Whatever happens, whatever the future arrangements may turn out to be, Canadians will still continue to live not only in close proximity to one another, but also under conditions of mutual interdependence. Cultural, linguistic and ethnic differences can inevitably produce all sorts of human tensions and passions, but under the protection of a well-tried system of law they have the potential to be far more a source of enrichment and strength than of weakness and division.
While the substance of any changes remains vitally important, the manner and atmosphere in which such changes are brought about will also be critical to their prospects for success. Human and social values are not only of an individual nature. They also have a collective value. Therefore the challenge facing societies under stress is, I would have thought, to find a way to harmonize differences through the application of some of the more fundamental human and social values to the body politic, thereby building mutual respect and strength out of diversity.
(spoken in French by Prince Charles) At the end of the day, the people of this great country will decide upon the future they want.

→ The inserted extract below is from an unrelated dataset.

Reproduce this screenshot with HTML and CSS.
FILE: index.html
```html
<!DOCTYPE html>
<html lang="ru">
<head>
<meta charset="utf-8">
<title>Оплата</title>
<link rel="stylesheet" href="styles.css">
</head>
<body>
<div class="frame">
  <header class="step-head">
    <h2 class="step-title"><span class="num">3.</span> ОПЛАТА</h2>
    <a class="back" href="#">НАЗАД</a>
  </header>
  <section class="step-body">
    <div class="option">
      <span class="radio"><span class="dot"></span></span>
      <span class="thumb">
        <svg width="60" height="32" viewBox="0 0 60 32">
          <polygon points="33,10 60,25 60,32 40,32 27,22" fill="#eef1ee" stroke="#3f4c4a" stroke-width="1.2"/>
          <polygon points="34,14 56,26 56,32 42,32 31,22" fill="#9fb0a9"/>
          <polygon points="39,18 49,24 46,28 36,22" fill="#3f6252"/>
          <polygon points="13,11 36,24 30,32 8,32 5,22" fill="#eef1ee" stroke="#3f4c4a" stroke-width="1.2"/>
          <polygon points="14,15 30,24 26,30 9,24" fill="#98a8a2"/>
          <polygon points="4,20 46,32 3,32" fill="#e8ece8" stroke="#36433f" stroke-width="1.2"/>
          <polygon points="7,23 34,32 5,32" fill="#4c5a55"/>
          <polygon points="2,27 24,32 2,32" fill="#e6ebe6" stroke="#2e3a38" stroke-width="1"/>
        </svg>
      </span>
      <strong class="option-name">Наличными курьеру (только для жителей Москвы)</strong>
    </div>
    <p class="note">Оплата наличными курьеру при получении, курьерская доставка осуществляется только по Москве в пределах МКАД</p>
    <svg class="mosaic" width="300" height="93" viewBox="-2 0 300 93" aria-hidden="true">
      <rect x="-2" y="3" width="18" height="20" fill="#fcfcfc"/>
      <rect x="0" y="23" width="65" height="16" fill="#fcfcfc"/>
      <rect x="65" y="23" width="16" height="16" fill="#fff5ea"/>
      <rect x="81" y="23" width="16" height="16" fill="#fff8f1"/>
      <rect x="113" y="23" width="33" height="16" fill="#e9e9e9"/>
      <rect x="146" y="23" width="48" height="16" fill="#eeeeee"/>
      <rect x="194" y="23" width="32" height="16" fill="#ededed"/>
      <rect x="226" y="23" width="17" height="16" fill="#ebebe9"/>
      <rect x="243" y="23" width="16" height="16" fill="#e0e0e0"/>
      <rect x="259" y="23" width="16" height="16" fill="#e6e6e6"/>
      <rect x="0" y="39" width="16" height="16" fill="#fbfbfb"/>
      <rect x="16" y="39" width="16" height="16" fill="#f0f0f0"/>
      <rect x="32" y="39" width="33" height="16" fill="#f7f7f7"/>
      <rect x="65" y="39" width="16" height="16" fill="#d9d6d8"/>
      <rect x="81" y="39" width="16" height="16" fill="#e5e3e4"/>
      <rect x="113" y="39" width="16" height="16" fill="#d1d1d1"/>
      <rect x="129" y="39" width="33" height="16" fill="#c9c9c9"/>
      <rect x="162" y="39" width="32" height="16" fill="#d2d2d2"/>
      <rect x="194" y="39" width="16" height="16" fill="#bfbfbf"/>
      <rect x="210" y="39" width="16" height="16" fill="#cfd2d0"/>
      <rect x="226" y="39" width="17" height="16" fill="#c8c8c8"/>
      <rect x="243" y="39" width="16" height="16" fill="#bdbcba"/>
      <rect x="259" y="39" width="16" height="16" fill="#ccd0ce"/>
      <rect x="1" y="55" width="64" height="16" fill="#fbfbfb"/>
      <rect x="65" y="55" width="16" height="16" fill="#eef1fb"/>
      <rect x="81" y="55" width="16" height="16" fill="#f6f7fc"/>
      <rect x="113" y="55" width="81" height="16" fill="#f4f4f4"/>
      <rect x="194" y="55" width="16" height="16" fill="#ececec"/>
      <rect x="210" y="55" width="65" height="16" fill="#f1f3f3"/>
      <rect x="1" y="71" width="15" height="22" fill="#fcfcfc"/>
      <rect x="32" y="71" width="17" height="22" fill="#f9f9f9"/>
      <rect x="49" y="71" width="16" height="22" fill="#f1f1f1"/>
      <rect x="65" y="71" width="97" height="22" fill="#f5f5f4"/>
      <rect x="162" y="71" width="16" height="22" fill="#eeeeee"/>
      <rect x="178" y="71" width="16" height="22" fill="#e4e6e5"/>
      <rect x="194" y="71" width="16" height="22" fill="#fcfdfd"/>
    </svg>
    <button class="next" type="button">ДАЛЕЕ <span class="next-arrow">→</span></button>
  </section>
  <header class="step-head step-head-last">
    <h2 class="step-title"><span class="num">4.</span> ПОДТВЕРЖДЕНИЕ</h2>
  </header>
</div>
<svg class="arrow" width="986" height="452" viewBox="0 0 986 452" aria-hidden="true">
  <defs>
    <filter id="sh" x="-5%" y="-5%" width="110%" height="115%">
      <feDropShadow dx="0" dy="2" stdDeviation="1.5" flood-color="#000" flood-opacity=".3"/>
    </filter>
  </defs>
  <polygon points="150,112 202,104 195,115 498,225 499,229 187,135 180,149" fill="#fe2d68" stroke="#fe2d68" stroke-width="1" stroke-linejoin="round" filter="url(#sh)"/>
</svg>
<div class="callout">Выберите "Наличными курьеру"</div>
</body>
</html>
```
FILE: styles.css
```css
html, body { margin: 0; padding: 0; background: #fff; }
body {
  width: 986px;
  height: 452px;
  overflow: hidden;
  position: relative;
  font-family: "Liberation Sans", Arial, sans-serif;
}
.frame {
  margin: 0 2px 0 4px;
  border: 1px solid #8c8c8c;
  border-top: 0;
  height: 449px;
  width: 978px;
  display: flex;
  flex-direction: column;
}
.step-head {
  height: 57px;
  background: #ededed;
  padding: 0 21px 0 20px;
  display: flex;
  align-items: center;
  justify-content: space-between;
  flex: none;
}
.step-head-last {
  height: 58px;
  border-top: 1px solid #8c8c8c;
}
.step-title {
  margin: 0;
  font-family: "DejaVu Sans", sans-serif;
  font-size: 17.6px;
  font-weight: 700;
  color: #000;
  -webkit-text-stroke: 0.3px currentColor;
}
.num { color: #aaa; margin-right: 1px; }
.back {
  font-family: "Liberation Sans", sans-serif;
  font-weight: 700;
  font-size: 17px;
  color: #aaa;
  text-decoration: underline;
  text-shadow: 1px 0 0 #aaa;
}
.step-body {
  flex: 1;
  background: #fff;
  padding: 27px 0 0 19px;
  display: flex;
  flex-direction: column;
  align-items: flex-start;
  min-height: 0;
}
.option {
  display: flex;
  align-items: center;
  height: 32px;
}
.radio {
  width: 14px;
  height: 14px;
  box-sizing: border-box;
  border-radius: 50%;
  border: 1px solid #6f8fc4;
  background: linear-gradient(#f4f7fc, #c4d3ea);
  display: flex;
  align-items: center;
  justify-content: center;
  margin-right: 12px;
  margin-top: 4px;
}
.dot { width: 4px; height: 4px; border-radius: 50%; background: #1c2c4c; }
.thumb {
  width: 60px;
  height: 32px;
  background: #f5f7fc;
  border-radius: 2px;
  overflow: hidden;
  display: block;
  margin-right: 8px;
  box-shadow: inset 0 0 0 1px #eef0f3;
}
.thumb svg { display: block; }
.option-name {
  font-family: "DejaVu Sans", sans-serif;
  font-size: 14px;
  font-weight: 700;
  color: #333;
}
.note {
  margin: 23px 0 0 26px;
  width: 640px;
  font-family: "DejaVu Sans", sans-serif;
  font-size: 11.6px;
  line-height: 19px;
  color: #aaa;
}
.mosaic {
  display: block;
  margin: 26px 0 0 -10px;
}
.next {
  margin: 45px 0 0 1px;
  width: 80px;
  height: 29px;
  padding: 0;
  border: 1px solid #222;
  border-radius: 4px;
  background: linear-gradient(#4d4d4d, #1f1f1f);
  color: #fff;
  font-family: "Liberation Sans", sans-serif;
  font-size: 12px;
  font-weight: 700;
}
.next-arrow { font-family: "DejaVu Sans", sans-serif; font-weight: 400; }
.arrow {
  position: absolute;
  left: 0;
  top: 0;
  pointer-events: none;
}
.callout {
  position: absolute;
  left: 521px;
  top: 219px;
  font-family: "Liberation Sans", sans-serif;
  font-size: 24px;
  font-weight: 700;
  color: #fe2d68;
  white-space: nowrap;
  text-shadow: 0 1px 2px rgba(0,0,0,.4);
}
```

I am convinced that the outcome will be positive and good – not because the problems and fears will suddenly, as if by magic, disappear, but because I cannot help believing that the best interests of 26 million Canadians lie in finding a satisfactory and mutually acceptable way forward as members of a federation which remains the envy of much of the world and holds out the prospect – if the right decisions are taken now – of a great future built upon a most distinguished past.
With affection, admiration, and confidence in the future of this country, I would like to end with the words of a distinguished Canadian historian, A.R.M. Lower of this great university, writing in 1946:
“In every generation Canadians have had to rework the miracle of their political existence. Canada has been created because there has existed, within the hearts of its people, a determination to build for themselves an enduring home.”